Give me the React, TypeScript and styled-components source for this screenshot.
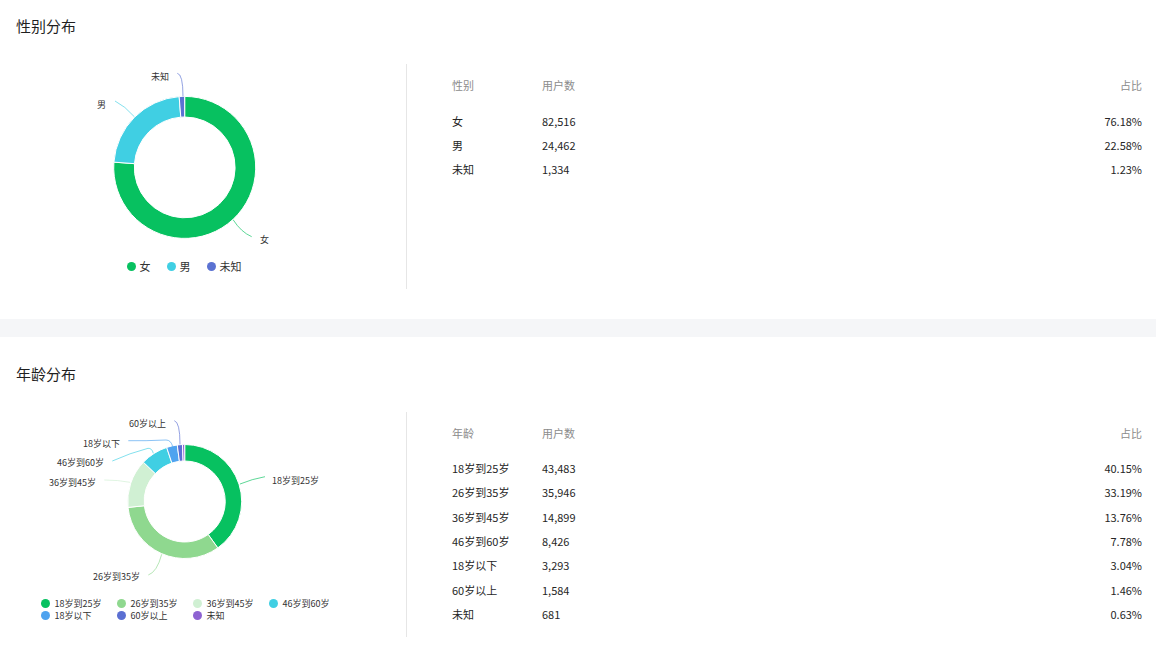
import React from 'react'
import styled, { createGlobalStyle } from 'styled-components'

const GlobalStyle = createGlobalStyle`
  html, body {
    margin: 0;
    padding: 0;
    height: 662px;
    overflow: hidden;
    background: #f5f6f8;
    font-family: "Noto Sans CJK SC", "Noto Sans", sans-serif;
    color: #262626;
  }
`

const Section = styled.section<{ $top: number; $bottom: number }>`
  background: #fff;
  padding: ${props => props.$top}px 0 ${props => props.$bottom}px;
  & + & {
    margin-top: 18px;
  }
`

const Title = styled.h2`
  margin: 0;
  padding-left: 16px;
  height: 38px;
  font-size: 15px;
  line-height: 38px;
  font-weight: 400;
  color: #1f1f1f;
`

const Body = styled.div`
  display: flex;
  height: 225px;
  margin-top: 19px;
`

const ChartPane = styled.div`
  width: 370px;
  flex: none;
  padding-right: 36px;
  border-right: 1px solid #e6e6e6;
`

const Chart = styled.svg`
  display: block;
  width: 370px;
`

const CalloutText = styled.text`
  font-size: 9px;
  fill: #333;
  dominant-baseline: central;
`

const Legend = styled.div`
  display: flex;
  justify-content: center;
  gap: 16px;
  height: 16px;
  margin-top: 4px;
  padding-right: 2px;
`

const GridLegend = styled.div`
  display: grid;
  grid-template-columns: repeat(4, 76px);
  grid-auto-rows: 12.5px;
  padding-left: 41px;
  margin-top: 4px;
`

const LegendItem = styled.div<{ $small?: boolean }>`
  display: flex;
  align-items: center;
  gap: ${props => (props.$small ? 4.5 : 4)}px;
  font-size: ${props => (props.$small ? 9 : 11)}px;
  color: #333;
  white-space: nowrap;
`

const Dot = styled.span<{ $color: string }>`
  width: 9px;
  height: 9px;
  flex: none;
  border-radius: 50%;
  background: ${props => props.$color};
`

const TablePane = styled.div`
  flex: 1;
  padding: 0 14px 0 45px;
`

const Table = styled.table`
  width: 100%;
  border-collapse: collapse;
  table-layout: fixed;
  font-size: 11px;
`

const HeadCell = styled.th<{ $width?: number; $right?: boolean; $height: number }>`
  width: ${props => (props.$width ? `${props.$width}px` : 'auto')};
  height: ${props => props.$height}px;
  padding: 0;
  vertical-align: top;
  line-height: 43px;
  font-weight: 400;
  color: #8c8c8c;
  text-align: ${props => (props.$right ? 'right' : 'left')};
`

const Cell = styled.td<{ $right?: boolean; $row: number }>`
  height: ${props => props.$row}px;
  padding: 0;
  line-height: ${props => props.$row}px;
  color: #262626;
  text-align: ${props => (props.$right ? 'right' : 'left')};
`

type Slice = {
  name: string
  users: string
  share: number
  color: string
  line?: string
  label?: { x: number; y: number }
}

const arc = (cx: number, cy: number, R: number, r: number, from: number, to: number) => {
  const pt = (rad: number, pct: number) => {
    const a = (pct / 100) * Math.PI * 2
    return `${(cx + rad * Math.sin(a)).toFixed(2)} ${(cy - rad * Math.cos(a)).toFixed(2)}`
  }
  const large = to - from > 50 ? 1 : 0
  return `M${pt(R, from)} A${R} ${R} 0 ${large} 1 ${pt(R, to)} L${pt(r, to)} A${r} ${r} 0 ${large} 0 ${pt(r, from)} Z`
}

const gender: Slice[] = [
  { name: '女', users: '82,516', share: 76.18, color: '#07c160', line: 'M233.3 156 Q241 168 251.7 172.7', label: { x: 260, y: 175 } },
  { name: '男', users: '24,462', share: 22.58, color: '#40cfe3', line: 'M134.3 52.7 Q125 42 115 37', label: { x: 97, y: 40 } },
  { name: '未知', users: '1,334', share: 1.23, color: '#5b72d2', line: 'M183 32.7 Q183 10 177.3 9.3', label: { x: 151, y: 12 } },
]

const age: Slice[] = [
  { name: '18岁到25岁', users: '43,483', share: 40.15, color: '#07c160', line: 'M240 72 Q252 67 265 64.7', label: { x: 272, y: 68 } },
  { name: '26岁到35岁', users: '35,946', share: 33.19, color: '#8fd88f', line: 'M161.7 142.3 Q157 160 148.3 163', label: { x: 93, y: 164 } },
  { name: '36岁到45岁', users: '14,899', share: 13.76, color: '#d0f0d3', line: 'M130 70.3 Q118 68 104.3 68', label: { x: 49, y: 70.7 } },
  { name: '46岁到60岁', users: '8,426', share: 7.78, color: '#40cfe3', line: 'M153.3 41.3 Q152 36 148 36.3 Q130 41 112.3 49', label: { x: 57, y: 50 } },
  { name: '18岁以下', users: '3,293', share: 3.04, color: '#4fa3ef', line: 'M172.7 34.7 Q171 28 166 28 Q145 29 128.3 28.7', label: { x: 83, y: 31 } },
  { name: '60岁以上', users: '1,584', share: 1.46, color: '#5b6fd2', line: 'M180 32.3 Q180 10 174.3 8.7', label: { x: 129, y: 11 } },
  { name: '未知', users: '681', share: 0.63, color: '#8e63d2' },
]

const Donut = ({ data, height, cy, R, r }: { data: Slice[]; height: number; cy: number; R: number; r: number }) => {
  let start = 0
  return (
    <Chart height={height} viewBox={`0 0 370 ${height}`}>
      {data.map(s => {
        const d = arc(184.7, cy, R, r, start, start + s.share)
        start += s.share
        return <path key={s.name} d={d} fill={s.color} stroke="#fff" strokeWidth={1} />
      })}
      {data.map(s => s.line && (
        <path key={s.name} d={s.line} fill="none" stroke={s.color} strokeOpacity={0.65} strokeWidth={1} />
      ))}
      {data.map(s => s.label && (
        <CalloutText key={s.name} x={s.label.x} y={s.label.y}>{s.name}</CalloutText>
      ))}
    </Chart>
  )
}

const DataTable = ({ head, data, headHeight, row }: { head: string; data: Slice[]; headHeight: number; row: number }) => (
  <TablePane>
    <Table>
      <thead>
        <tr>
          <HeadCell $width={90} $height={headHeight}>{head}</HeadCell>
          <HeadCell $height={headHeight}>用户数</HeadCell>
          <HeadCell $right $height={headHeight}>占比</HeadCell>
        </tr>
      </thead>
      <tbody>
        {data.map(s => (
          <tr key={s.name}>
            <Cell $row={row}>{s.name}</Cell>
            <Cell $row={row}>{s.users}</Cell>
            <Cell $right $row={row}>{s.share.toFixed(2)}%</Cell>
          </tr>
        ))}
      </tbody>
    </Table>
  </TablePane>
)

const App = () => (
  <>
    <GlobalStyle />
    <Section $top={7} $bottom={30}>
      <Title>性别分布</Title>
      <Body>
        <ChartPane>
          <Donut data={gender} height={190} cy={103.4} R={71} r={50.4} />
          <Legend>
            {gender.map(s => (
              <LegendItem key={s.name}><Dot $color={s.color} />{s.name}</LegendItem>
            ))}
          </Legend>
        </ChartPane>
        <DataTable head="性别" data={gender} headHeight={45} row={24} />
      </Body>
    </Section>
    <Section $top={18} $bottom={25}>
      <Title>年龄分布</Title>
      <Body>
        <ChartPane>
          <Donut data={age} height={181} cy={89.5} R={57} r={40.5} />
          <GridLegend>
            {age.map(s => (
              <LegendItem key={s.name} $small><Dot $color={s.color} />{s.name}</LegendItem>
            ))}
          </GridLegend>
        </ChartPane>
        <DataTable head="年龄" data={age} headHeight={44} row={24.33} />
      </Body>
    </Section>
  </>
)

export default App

====

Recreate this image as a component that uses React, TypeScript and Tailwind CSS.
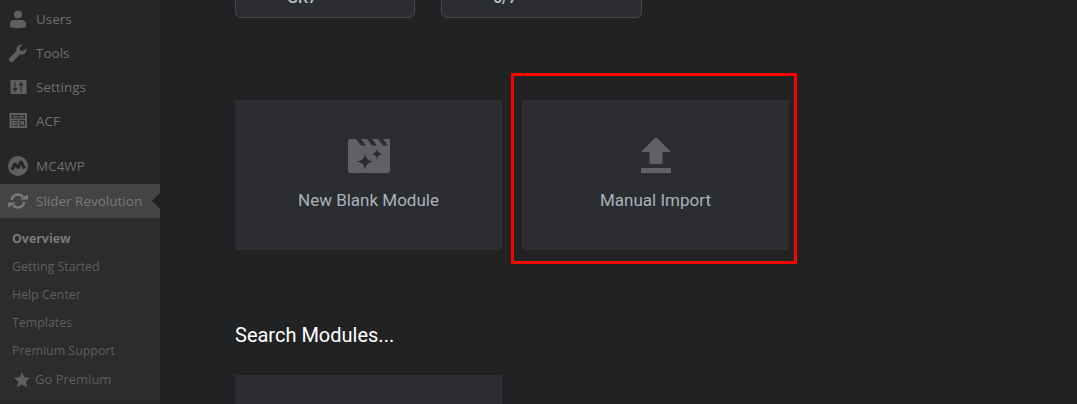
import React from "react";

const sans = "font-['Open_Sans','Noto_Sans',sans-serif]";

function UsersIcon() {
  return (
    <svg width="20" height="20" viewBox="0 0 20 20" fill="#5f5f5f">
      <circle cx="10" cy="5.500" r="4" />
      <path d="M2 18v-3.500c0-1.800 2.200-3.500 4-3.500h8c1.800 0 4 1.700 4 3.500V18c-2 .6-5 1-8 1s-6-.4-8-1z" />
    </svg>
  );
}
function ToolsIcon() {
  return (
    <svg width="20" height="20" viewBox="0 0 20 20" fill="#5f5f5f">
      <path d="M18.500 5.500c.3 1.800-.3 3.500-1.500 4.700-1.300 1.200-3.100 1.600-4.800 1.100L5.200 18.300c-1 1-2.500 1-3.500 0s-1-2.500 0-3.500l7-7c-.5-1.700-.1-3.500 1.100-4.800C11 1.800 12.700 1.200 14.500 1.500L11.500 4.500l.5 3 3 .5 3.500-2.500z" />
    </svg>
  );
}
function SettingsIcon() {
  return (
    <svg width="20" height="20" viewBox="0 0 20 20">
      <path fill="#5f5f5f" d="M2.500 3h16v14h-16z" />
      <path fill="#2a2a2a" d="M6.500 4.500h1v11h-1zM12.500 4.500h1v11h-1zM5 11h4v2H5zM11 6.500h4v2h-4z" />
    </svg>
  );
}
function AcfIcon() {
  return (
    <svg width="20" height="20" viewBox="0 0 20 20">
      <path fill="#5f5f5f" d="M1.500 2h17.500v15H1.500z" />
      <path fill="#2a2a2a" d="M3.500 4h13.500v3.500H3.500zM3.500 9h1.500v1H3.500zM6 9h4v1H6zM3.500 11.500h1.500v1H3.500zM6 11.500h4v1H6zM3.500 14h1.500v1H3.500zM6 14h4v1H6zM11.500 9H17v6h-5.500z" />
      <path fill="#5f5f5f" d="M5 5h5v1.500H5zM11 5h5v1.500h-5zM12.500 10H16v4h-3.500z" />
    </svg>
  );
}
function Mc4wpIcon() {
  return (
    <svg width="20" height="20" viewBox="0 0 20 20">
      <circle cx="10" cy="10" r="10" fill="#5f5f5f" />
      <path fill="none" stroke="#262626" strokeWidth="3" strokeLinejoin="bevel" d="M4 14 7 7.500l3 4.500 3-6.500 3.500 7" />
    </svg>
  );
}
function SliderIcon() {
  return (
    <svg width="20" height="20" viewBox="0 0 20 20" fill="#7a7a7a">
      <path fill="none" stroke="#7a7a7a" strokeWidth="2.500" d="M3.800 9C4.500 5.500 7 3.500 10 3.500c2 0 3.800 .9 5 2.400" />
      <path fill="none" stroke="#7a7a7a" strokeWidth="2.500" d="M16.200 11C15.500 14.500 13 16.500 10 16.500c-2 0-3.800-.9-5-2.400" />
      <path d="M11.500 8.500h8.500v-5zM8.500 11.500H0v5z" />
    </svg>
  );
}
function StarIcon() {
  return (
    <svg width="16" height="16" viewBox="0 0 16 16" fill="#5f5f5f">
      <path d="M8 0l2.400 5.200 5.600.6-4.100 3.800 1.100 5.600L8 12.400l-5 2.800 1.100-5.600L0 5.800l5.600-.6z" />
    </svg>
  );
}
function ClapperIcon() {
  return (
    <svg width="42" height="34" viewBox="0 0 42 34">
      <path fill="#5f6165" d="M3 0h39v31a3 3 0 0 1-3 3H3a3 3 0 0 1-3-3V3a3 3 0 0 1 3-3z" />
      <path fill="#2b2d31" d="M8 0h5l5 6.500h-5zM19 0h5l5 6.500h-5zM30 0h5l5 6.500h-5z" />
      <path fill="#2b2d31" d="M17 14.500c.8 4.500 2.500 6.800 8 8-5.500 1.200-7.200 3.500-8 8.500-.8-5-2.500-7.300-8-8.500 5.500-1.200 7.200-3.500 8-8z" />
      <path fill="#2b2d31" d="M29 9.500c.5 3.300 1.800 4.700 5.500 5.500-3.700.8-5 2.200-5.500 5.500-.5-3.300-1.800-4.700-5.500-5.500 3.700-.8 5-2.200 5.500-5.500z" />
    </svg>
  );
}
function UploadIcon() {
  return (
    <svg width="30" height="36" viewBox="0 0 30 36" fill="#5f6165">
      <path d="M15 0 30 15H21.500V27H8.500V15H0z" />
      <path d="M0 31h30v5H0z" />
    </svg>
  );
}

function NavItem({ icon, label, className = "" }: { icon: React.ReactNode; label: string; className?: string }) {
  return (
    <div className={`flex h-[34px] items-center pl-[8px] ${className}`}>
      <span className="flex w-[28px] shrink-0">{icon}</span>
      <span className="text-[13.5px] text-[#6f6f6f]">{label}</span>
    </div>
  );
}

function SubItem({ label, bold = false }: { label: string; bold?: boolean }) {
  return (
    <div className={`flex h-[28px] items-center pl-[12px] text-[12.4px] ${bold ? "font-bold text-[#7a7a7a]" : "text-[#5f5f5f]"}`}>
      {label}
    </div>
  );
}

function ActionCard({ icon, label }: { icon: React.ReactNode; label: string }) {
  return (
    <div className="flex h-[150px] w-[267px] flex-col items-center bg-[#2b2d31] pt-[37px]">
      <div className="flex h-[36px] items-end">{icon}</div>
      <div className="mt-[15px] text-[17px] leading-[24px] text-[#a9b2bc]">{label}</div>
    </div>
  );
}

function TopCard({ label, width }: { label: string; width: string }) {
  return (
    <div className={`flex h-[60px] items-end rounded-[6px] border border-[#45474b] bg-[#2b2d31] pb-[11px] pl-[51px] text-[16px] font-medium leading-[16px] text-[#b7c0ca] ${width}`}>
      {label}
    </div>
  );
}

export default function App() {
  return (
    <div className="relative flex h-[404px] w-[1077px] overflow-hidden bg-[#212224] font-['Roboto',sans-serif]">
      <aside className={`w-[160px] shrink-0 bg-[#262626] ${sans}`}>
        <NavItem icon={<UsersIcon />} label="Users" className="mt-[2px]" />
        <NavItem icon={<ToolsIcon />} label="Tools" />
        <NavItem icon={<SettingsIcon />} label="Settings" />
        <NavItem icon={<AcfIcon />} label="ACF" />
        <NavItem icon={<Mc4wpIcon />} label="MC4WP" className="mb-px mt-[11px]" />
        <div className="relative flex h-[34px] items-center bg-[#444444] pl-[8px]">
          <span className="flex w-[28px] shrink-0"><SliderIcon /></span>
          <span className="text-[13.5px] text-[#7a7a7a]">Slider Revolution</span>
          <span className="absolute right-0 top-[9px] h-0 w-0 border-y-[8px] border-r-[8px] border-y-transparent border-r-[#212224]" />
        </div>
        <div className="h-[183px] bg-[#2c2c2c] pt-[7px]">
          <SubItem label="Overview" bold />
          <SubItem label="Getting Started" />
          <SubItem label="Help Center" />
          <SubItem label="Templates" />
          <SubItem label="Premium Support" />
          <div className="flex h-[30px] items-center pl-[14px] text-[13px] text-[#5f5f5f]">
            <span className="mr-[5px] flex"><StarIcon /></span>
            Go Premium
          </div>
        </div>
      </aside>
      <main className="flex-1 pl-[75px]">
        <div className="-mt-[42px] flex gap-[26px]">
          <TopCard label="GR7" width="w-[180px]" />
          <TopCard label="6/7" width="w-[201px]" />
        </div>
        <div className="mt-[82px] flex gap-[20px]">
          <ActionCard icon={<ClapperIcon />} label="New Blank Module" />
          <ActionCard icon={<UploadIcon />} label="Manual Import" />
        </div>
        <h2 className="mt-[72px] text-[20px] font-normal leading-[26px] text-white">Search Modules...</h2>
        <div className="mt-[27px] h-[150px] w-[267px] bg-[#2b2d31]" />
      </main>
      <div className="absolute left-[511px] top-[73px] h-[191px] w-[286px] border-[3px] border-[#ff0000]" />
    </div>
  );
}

====

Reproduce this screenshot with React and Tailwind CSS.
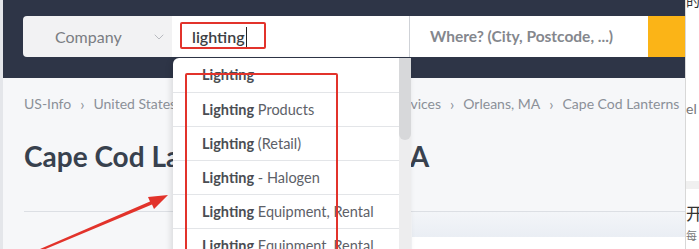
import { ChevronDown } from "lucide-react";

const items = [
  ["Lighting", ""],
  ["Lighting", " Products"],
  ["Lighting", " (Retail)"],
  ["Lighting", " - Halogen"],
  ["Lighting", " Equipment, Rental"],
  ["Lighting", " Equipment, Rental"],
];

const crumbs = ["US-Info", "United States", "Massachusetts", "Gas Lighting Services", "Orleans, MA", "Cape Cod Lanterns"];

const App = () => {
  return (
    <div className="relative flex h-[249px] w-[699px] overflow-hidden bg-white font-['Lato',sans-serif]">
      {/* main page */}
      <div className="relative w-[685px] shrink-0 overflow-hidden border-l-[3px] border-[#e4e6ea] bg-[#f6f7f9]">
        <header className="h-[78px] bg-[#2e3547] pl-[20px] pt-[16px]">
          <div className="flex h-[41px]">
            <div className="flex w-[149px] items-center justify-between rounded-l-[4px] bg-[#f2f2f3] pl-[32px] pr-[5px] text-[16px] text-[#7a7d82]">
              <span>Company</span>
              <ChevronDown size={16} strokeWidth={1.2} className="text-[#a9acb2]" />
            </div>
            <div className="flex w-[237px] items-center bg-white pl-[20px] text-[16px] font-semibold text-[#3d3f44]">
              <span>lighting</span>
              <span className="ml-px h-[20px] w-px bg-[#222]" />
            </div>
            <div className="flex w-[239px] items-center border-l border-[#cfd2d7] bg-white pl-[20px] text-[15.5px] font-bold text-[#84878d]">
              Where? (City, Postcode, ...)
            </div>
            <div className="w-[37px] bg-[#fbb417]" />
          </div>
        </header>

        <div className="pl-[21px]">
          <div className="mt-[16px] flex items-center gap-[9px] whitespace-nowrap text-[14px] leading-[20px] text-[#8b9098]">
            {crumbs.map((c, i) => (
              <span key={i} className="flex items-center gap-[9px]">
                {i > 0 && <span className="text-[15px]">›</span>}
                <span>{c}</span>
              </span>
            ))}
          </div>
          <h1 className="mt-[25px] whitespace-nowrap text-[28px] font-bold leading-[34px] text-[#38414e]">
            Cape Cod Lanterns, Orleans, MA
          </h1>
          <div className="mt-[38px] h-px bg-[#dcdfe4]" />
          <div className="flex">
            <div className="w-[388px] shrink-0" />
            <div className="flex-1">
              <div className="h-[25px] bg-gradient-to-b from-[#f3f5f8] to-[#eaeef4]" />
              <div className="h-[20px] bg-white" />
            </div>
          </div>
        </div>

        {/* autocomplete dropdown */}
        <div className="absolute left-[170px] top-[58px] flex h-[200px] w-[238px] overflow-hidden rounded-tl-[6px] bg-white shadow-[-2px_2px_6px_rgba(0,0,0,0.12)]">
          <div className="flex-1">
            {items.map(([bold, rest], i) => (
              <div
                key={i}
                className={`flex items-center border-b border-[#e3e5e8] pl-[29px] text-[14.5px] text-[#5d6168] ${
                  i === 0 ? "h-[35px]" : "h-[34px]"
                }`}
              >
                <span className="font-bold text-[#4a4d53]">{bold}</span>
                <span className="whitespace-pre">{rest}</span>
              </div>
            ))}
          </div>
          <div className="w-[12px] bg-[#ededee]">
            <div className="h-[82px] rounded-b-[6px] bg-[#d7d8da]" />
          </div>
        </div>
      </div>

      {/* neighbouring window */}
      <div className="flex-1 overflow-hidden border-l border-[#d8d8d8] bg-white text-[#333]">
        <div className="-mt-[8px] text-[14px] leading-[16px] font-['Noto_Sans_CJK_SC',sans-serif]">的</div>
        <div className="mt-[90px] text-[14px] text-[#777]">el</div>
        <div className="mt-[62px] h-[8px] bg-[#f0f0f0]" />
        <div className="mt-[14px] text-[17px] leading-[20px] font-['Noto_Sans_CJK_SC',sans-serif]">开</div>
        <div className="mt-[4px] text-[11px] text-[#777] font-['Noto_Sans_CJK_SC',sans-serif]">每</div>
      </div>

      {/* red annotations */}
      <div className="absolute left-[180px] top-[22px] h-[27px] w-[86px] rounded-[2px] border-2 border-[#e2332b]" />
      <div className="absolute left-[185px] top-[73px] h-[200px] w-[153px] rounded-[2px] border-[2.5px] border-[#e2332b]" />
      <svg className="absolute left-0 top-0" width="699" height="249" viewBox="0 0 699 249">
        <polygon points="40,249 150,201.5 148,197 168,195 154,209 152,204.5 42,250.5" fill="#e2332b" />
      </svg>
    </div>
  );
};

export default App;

====

● **What this task involves**:
Which lines in the data above contain "screenshot"? Show each one.

● **Written reply**:
Give me the React, TypeScript and styled-components source for this screenshot.
Reproduce this screenshot with React and Tailwind CSS.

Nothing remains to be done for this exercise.